The Kolmogorov-Smirnov test compares the height data with a Normal distribution (“pnorm”) that has a mean and standard deviation that is the same as the height data (mean =mean(height10$height) and sd=sd(height10$height)). The p -value is 0.9909 and there is no reason to reject the null hypothesis (there is no difference between the height data and a normal distribution with the same mean and standard deviation). It can be concluded that the height is Normally distributed using the Kolmogorov-Smirnov test for Normality.

The output does state that a correct p-value can’t be computed with ties (the same values in the data). This is because two of the ten patients have a height of 160 cm. This can easily be overcome by introducing a greater precision into the data

height=c(184,146,169,185,160,173,179,171,160.001,150)

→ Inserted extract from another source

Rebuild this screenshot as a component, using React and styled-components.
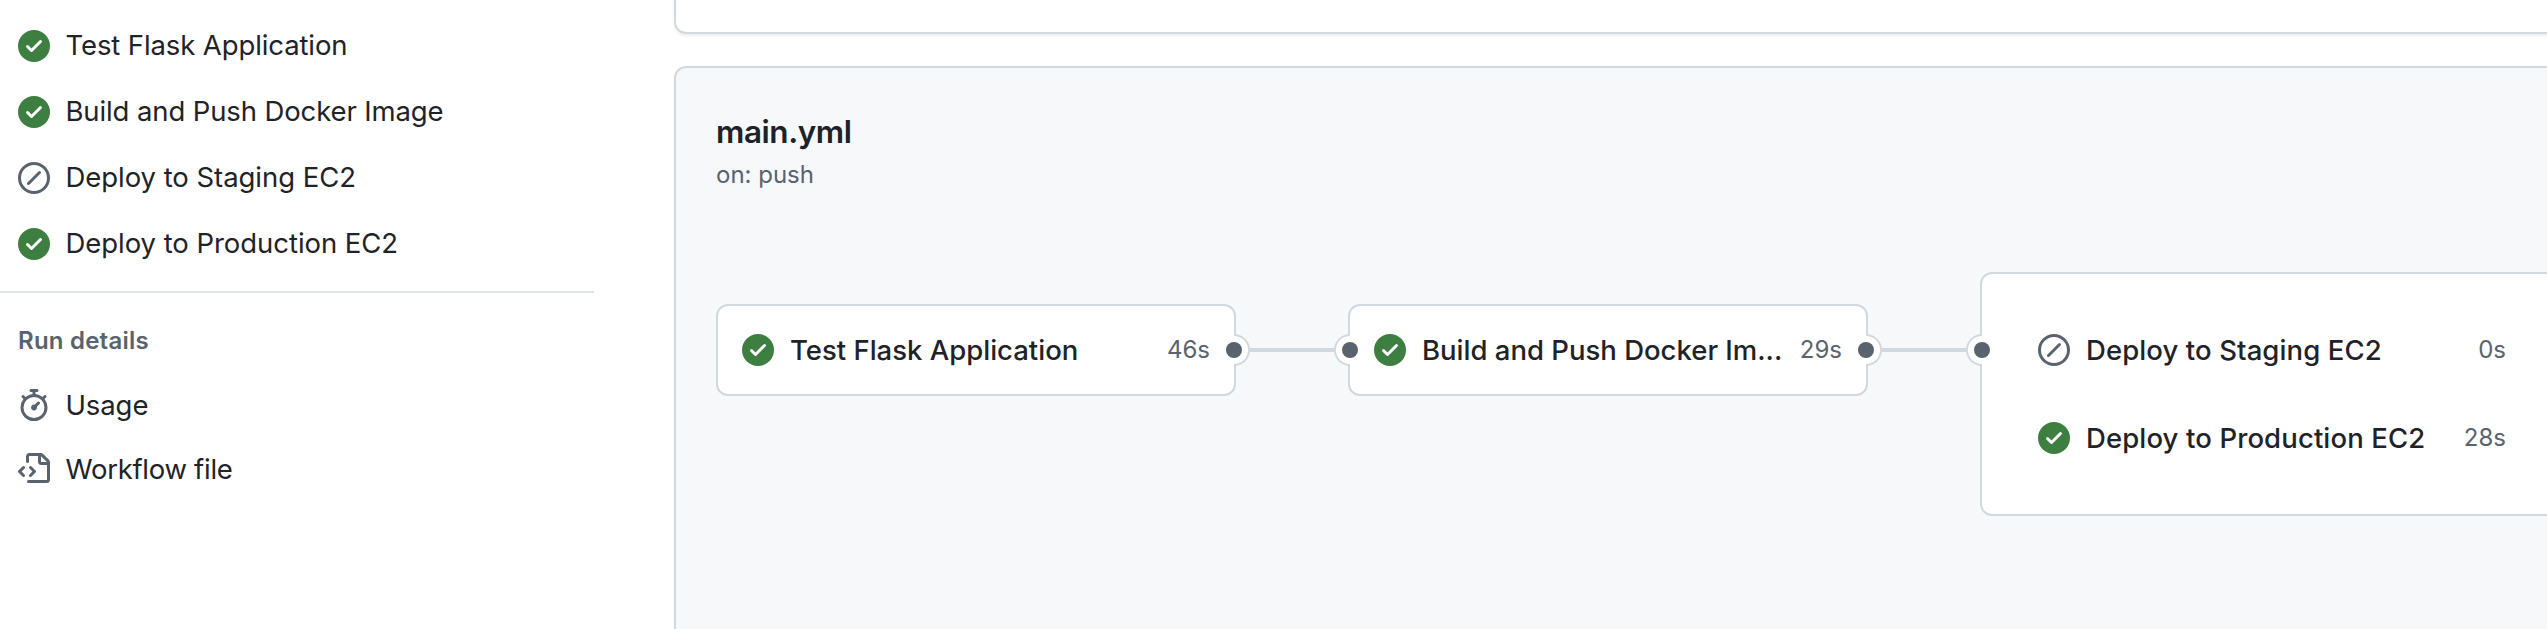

Now, the test gives a more accurate p-value:

ks.test(height,”pnorm”,mean=mean(height),sd=sd(height))

    One-sample Kolmogorov-Smirnov test

data:  height
D = 0.1384, p-value = 0.9769
alternative hypothesis: two-sided

Please note that a new variable height has been declared that is different from the height variable in the height10 data frame. As a result, only height is entered as argument for the function and not height10$height.

To test the fracture healing time data with the Kolmogorov-Smirnov test:

ks.test(tibfracture10$healingtime,”pnorm”,mean=mean(tibfracture10$healingtime),sd=sd(tibfracture10$healingtime))

    One-sample Kolmogorov-Smirnov test

data:  tibfracture10$healingtime
D = 0.2524, p-value = 0.4723
alternative hypothesis: two-sided

On the basis of the Kolmogorov-Smirnov test, the null hypothesis (there is no difference between the healing time data and a Normal distribution with a the same mean and standard deviation) can’t be rejected. The conclusion that the data is Normally distributed seems reasonable. However, the graphical method and the Shapiro-Wilk test have shown that the healing time is not Normally distributed. This illustrates the lesser statistical power of the Kolmogorov-Smirnov test, especially in smaller sample sizes.